Utah Court of Appeals

What standard applies when modifying stipulated custody arrangements? Zavala v. Zavala Explained

2016 UT App 6
No. 20141031-CA
January 14, 2016
Affirmed

Summary

Father and Mother divorced in 2011 with a stipulated equal custody arrangement. Both parties later filed cross-petitions for modification based on Mother’s relocations and other circumstances. After trial, the district court modified the school-year custody schedule to award Mother nine nights out of every fourteen with the child.

Analysis

In Zavala v. Zavala, the Utah Court of Appeals clarified an important distinction about modifying custody arrangements that originated from stipulated agreements versus those that were adjudicated by a court. The case arose from a 2011 divorce where parents agreed to equal custody, but circumstances later changed requiring court intervention.

Background and Facts

Armando and Leonor Zavala divorced in 2011 with a stipulated decree awarding joint legal and physical custody. Their arrangement provided nearly equal time-sharing: 182 nights per year with Father and 183 with Mother. Seven months later, Mother filed a petition to reduce Father’s parent time, and Father counter-petitioned for sole custody, citing Mother’s relocations. After a five-day trial with expert testimony from two custody evaluators, the district court modified the school-year schedule from a 7/7 arrangement to a 9/5 schedule favoring Mother.

Key Legal Issues

The central issue was whether Utah Code section 30-3-10.4(2)(b) requires courts to find a material and substantial change of circumstances before modifying stipulated custody arrangements. Father argued the court failed to make this required finding. The court also addressed whether pre-decree conduct could be considered in modification proceedings and the standard for rejecting custody evaluator recommendations.

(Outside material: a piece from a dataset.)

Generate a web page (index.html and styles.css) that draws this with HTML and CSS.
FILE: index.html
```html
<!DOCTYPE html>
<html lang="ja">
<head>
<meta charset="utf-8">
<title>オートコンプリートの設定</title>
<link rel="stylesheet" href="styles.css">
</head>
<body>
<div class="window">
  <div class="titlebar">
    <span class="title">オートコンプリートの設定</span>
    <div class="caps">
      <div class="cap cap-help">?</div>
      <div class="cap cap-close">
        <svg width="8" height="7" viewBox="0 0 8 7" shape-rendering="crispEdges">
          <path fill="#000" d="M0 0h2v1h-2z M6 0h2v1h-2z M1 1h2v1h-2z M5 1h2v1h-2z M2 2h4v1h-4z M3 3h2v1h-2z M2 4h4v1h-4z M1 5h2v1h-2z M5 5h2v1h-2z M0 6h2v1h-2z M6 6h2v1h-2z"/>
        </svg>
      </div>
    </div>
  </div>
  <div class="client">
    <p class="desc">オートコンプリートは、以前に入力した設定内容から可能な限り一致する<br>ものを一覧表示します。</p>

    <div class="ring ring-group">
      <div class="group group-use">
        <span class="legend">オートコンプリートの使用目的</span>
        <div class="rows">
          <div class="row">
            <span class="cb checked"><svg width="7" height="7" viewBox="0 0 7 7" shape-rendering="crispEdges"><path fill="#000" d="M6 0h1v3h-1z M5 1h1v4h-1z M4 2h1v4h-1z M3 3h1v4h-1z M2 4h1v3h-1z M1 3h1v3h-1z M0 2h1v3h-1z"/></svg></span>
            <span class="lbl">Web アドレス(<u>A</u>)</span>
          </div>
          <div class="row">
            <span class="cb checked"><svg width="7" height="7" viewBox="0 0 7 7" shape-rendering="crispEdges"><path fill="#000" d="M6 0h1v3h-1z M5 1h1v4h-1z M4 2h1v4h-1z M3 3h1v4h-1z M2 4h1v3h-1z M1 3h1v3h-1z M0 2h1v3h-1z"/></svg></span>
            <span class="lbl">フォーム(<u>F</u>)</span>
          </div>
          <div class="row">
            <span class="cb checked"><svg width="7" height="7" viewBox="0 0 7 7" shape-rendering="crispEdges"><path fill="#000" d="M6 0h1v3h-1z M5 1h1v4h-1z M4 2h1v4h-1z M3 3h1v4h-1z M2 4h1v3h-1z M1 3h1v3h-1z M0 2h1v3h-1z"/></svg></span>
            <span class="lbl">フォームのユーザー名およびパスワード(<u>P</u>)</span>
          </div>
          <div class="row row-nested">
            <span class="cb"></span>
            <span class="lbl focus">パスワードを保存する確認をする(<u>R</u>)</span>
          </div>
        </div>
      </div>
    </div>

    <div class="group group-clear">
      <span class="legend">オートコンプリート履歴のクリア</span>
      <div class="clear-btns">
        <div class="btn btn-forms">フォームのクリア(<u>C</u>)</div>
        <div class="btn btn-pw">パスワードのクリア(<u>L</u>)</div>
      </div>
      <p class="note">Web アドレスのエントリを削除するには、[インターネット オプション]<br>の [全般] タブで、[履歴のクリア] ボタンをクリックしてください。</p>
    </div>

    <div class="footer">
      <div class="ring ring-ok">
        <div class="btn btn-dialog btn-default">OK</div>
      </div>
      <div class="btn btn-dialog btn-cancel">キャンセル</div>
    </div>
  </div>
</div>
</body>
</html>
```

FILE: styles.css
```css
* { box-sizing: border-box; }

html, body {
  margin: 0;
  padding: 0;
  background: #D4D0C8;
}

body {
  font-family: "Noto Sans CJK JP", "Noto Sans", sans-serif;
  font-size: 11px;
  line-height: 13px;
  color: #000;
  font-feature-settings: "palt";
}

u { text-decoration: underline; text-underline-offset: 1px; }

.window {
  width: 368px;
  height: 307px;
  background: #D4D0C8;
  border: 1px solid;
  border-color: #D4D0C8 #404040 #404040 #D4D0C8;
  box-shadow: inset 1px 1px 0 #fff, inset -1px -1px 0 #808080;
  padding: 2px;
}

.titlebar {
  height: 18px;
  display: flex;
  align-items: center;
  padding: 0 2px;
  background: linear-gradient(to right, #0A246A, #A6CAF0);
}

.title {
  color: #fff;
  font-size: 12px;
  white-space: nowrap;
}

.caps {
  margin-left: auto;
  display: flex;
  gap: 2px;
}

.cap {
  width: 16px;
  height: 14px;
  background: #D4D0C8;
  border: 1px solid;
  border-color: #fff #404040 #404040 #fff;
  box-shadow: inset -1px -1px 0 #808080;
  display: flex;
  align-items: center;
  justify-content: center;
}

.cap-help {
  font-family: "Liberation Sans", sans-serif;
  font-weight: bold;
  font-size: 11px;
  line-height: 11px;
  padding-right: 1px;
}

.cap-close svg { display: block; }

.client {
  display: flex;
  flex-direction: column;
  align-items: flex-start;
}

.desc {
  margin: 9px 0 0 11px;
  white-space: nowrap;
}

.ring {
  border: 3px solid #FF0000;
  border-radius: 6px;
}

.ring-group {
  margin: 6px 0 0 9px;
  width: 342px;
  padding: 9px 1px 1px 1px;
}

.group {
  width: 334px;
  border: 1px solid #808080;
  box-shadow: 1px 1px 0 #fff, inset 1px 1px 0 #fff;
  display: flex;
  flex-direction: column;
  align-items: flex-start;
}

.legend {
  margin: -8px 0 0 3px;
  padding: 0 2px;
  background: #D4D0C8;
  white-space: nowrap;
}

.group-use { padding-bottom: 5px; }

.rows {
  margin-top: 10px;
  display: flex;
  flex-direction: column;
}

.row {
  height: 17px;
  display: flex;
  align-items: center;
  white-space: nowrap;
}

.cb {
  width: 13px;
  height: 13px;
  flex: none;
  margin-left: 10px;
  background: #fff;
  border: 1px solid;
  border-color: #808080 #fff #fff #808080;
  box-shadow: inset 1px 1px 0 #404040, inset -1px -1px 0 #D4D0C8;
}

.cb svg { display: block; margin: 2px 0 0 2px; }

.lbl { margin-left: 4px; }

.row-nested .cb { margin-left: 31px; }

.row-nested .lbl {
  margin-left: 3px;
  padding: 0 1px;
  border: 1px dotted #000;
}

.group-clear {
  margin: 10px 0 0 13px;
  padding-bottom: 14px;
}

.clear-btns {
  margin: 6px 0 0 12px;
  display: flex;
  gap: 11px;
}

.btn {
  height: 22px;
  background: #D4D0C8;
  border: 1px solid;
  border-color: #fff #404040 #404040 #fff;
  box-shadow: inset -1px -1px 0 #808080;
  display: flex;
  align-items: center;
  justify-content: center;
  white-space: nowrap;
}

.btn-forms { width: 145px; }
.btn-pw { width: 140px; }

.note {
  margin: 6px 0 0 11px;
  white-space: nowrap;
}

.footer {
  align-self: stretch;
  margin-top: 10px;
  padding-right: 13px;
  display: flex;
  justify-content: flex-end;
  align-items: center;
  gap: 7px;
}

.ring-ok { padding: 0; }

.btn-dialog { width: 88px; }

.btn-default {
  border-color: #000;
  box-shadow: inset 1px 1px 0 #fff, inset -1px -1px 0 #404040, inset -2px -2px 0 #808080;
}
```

Court’s Analysis and Holding

The Court of Appeals affirmed, clarifying that the statutory requirement for finding material and substantial change applies to all custody modifications, including stipulated arrangements. However, citing Elmer v. Elmer, the court explained that “the res judicata policy underlying the changed-circumstances rule is at a particularly low ebb” for stipulated awards. This means a lesser showing supports modifying stipulated arrangements compared to adjudicated ones. The court also applied the invited error doctrine, noting that Father himself alleged material changes in his counter-petition.

Practice Implications

This decision provides crucial guidance for practitioners handling custody modifications. First, always ensure specific preservation of objections—Father’s “one-line blanket objection” about custody factors was insufficient. Second, understand that stipulated custody arrangements still require the statutory showing of material change, but with a more relaxed standard. Finally, be aware that courts may properly consider pre-decree conduct when evaluating both changed circumstances and best interests, contrary to Father’s plain error argument.

Original Opinion

Link to Original Case

Case Details

Case Name

Zavala v. Zavala

Citation

2016 UT App 6

Court

Utah Court of Appeals

Case Number

No. 20141031-CA

Date Decided

January 14, 2016

Outcome

Affirmed

Holding

A district court acts within its discretion in modifying a stipulated custody arrangement from equal time-sharing to a 9/5 schedule when it finds material and substantial changes in circumstances and determines the modification serves the child’s best interests.

Standard of Review

Abuse of discretion for determination of material and substantial change of circumstances; abuse of discretion for child custody modifications; clear error for findings of fact; plain error for unpreserved claims

Practice Tip

When challenging a custody modification, preserve specific objections about which factors the court failed to consider rather than making blanket objections that lack specificity.